■ **Work to complete**
Copy out all lines of the records in which the word "TypeScript" appears.

** Start Records to process **

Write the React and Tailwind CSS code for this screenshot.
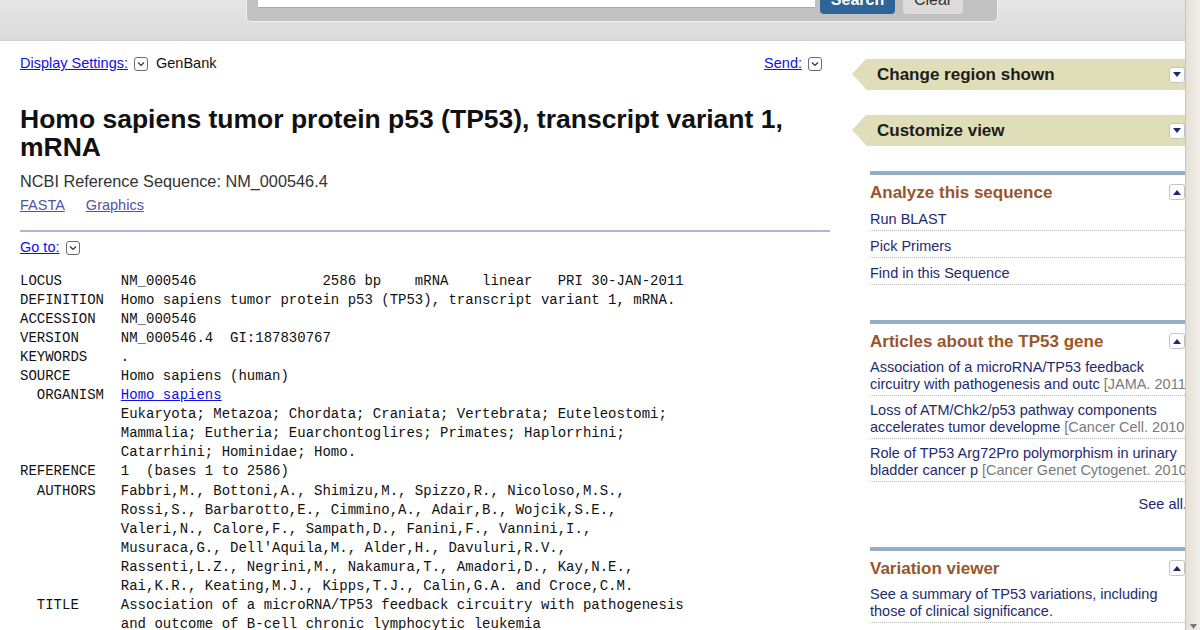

** End Records to process **
** Start Records to process **

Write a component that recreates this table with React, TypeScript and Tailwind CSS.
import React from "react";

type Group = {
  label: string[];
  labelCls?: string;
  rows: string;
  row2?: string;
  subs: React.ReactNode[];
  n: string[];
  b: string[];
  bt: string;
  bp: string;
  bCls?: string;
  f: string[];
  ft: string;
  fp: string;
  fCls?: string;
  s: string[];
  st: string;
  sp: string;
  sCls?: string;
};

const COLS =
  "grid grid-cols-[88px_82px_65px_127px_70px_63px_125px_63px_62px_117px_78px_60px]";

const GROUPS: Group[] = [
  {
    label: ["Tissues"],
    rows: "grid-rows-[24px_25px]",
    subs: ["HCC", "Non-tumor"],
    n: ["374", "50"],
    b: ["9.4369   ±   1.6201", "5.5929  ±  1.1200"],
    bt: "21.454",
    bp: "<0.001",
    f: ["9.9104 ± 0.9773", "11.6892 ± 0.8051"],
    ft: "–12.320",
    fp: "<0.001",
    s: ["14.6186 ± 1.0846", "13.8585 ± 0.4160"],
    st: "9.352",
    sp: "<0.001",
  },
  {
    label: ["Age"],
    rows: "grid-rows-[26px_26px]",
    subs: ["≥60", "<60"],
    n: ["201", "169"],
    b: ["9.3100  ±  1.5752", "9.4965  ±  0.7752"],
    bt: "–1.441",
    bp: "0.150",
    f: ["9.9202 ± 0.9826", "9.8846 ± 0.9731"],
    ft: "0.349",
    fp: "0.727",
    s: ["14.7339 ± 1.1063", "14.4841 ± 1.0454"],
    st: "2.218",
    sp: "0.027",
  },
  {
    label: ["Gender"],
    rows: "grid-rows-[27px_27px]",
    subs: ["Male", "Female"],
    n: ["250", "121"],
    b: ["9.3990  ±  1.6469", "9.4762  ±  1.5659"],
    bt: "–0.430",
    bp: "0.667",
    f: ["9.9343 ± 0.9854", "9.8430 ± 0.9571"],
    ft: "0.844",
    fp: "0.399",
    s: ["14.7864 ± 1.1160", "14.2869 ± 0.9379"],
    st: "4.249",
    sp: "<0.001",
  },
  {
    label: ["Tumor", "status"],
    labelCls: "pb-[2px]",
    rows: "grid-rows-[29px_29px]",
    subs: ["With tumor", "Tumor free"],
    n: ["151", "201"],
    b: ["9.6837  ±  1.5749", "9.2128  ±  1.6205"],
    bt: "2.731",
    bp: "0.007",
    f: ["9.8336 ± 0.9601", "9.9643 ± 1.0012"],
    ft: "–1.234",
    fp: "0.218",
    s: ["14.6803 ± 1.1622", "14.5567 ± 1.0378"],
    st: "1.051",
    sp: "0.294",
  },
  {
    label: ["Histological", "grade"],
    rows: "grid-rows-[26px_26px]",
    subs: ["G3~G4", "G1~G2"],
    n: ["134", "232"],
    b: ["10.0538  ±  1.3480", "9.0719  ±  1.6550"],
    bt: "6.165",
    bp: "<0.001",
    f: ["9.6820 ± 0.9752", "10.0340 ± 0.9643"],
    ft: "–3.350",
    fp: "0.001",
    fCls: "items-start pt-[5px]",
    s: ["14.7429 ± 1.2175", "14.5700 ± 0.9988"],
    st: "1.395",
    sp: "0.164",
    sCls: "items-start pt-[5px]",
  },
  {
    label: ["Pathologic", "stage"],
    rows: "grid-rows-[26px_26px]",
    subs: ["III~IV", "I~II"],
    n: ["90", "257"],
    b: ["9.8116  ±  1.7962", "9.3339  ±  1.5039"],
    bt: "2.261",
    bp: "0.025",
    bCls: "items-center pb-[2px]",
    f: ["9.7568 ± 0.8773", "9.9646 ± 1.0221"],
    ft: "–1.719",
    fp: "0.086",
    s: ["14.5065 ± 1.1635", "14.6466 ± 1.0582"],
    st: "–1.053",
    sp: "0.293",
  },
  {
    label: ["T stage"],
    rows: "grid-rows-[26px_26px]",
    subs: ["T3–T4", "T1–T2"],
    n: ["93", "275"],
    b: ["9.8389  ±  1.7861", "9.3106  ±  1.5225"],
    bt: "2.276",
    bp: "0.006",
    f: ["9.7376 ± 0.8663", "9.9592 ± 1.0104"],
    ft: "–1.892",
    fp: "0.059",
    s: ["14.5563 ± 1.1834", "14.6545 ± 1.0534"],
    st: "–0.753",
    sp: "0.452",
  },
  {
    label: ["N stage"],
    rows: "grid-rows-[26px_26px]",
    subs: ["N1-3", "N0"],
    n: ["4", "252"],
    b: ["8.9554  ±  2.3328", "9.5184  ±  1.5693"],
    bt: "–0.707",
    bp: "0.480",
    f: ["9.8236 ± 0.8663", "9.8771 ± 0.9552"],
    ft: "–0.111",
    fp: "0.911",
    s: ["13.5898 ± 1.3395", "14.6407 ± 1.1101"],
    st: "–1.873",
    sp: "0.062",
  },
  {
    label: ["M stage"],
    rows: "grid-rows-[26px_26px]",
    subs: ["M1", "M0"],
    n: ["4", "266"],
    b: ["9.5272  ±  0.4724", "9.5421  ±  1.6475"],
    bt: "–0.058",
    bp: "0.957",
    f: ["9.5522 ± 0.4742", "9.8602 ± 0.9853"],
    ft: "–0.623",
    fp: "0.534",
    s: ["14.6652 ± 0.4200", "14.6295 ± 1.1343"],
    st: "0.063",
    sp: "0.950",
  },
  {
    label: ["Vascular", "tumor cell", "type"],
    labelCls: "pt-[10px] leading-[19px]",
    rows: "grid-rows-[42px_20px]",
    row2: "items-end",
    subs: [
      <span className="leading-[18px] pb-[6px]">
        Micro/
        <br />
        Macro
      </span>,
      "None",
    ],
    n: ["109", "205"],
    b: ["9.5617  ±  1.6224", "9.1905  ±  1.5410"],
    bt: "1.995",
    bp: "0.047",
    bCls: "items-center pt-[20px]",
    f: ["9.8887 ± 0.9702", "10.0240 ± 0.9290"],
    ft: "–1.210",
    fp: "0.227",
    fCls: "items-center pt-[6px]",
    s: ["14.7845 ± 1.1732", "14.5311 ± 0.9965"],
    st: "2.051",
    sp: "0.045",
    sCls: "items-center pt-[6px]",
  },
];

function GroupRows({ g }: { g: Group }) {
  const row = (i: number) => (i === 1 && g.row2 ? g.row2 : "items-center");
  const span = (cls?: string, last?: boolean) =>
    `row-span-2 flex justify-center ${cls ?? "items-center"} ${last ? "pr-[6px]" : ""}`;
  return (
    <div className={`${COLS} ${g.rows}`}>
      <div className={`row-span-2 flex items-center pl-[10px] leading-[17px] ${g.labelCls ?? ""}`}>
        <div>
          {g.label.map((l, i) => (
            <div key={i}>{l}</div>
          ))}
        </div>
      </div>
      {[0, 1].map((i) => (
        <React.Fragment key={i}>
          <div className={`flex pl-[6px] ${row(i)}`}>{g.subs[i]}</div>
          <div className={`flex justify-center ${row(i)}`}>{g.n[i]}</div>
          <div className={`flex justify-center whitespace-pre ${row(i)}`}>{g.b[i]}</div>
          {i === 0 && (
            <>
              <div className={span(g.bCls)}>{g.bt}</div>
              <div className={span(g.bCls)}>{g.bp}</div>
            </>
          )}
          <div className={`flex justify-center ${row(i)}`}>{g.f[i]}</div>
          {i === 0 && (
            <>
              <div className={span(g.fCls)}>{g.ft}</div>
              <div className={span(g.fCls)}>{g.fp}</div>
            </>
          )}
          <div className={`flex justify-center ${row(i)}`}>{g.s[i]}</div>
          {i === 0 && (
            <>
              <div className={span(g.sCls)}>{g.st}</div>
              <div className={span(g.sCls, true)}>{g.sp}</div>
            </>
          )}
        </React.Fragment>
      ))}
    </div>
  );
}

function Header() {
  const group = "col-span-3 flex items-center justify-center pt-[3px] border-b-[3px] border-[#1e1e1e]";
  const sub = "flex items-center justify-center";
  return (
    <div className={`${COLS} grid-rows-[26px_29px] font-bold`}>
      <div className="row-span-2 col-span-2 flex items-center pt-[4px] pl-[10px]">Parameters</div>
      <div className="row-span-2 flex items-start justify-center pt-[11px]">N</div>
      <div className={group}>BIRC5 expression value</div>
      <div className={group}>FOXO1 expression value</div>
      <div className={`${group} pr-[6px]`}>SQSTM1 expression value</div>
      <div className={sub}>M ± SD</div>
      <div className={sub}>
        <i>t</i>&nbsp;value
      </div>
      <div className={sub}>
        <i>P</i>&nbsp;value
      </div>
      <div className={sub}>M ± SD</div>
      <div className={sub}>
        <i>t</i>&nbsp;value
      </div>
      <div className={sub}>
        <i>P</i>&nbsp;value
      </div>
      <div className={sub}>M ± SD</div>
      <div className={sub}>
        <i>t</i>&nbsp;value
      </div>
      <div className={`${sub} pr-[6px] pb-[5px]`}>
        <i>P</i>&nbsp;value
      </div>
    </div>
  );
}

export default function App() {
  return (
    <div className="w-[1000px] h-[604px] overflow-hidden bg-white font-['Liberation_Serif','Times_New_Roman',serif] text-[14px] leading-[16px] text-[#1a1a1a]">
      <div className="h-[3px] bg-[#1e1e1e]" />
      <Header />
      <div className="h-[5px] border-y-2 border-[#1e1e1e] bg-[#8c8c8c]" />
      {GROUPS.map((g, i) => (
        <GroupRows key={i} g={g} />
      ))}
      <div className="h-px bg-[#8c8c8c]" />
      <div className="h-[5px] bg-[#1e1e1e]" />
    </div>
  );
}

** End Records to process **
** Start Records to process **

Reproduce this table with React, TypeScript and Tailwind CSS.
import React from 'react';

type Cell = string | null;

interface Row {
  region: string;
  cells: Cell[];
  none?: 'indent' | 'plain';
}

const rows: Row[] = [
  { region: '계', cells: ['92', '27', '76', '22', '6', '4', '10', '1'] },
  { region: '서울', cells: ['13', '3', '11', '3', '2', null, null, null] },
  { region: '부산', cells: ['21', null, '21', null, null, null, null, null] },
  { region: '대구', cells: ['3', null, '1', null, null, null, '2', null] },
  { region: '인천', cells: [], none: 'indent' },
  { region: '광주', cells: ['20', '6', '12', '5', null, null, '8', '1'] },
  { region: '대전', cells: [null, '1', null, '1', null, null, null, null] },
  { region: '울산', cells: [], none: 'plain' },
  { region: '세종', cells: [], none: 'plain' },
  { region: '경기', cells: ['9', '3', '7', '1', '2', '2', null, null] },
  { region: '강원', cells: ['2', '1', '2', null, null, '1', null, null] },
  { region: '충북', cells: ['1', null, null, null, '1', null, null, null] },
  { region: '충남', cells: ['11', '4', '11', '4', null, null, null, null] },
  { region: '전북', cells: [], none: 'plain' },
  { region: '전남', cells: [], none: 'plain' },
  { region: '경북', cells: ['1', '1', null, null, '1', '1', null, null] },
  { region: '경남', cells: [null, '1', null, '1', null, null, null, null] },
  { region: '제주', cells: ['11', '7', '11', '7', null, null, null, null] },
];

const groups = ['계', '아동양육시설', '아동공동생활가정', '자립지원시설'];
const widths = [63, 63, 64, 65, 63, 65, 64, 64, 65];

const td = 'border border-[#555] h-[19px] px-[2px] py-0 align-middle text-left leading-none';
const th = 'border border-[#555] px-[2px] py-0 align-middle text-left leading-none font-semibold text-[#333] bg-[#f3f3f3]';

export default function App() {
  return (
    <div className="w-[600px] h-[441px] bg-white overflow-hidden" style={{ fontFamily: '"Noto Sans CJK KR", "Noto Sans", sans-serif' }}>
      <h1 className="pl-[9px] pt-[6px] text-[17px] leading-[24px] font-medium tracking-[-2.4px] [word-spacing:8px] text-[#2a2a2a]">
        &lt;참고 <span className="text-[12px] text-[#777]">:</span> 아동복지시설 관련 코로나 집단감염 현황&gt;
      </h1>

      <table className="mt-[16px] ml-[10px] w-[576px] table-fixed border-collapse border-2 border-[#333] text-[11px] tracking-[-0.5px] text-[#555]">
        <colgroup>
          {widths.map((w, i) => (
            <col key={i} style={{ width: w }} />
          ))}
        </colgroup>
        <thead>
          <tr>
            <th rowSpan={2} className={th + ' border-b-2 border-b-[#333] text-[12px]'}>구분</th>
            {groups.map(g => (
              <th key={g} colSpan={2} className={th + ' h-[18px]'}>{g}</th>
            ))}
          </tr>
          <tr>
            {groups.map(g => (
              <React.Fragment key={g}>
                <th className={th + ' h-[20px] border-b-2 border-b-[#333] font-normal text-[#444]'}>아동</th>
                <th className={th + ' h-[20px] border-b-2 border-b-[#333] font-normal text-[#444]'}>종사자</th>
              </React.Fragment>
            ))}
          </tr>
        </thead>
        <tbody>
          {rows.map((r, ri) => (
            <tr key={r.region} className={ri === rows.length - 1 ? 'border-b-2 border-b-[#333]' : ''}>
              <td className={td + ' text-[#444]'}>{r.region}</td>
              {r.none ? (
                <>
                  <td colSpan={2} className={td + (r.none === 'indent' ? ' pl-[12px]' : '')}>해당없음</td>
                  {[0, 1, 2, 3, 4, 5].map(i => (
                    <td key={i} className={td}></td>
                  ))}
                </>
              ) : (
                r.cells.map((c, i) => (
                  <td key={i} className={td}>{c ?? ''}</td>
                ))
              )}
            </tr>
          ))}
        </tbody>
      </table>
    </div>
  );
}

** End Records to process **

■ **Complete answer**
Write a component that recreates this table with React, TypeScript and Tailwind CSS.
Reproduce this table with React, TypeScript and Tailwind CSS.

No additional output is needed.